• **WORK TO DO**: Go through the listing and copy each line with the string "React".

— start DATA BLOCK —

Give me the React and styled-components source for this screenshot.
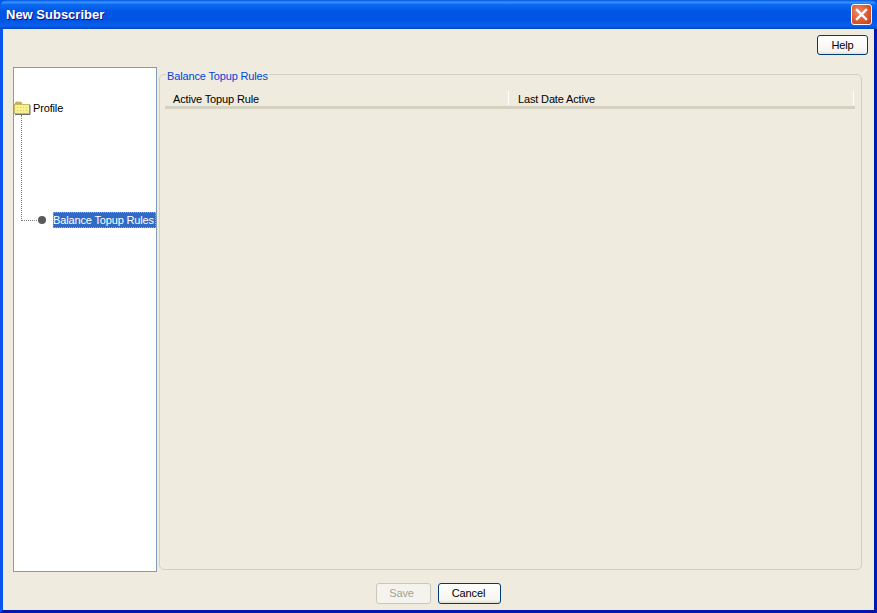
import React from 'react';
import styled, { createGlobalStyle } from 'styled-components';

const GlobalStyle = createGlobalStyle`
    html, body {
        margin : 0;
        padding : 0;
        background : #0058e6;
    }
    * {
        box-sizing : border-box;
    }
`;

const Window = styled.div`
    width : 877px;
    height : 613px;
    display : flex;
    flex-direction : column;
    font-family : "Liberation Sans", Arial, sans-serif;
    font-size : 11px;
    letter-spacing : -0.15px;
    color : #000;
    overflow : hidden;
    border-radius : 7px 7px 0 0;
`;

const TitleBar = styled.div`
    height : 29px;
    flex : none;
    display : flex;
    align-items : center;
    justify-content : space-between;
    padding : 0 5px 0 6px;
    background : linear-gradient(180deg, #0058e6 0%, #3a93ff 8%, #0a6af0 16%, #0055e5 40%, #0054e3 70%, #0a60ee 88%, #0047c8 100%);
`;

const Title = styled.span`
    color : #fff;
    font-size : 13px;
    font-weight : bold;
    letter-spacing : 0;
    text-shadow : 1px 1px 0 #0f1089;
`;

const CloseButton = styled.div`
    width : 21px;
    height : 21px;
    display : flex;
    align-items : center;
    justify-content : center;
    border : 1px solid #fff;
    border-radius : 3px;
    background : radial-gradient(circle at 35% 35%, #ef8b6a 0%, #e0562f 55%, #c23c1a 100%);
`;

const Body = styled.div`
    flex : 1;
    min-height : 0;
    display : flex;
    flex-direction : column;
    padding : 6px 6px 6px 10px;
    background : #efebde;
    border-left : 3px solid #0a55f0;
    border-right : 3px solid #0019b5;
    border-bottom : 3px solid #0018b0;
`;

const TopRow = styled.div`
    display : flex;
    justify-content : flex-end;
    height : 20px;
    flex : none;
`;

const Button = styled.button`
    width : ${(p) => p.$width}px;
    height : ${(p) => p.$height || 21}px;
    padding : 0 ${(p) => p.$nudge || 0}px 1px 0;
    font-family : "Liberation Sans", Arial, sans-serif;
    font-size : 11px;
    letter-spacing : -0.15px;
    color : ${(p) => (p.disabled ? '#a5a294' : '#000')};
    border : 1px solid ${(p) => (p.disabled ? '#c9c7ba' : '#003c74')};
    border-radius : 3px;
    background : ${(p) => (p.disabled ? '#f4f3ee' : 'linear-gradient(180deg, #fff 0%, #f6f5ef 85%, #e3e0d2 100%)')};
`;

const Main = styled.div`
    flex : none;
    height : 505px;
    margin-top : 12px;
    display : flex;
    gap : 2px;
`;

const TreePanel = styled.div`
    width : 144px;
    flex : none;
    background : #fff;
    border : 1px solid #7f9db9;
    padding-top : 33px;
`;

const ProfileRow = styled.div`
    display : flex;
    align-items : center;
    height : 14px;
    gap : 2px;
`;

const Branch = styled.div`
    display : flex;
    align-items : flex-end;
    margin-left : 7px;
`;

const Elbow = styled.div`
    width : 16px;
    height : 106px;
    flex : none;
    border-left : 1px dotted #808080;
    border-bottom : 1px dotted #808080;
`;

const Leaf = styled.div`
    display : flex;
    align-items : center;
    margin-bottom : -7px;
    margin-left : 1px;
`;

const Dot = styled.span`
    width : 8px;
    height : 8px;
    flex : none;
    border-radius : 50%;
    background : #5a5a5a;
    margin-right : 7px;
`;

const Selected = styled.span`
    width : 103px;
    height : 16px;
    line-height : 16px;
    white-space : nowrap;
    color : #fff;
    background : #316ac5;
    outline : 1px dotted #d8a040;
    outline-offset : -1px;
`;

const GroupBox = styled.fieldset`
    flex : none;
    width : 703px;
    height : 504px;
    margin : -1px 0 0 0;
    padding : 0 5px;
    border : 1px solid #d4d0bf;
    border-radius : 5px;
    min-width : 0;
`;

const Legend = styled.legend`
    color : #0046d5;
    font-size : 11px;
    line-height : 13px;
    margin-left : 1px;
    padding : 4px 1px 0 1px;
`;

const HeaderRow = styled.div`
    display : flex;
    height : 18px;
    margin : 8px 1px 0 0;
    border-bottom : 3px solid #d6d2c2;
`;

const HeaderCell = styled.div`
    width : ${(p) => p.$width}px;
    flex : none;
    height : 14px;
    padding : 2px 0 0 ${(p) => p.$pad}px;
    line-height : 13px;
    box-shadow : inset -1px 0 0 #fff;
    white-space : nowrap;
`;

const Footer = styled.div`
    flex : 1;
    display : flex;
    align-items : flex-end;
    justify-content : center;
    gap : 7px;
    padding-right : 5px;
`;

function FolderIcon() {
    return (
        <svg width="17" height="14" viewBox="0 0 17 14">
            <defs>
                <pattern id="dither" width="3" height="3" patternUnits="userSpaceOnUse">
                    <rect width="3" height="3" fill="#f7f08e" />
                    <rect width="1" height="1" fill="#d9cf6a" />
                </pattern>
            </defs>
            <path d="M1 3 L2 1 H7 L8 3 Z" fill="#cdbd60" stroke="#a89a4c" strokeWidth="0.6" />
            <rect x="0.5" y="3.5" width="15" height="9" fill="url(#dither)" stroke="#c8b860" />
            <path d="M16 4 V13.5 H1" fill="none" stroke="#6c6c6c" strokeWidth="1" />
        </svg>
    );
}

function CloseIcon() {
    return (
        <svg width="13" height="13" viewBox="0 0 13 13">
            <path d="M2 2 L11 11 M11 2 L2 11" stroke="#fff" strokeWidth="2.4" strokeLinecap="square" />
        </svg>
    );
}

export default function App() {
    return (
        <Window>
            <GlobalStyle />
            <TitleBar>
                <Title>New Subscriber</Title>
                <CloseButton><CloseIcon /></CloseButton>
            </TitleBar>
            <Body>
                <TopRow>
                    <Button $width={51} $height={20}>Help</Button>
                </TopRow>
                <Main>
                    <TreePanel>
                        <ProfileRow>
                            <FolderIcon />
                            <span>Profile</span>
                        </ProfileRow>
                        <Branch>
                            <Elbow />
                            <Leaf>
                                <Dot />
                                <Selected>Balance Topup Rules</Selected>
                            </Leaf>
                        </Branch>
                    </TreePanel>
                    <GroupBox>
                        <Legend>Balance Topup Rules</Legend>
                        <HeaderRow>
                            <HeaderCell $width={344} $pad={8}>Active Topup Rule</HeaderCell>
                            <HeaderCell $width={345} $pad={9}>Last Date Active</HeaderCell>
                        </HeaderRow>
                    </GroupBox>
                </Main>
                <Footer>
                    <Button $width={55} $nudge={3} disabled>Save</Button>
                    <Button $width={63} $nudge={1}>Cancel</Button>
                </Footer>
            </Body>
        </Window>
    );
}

— end DATA BLOCK —

• **SOLUTION BELOW**:
Give me the React and styled-components source for this screenshot.
import React from 'react';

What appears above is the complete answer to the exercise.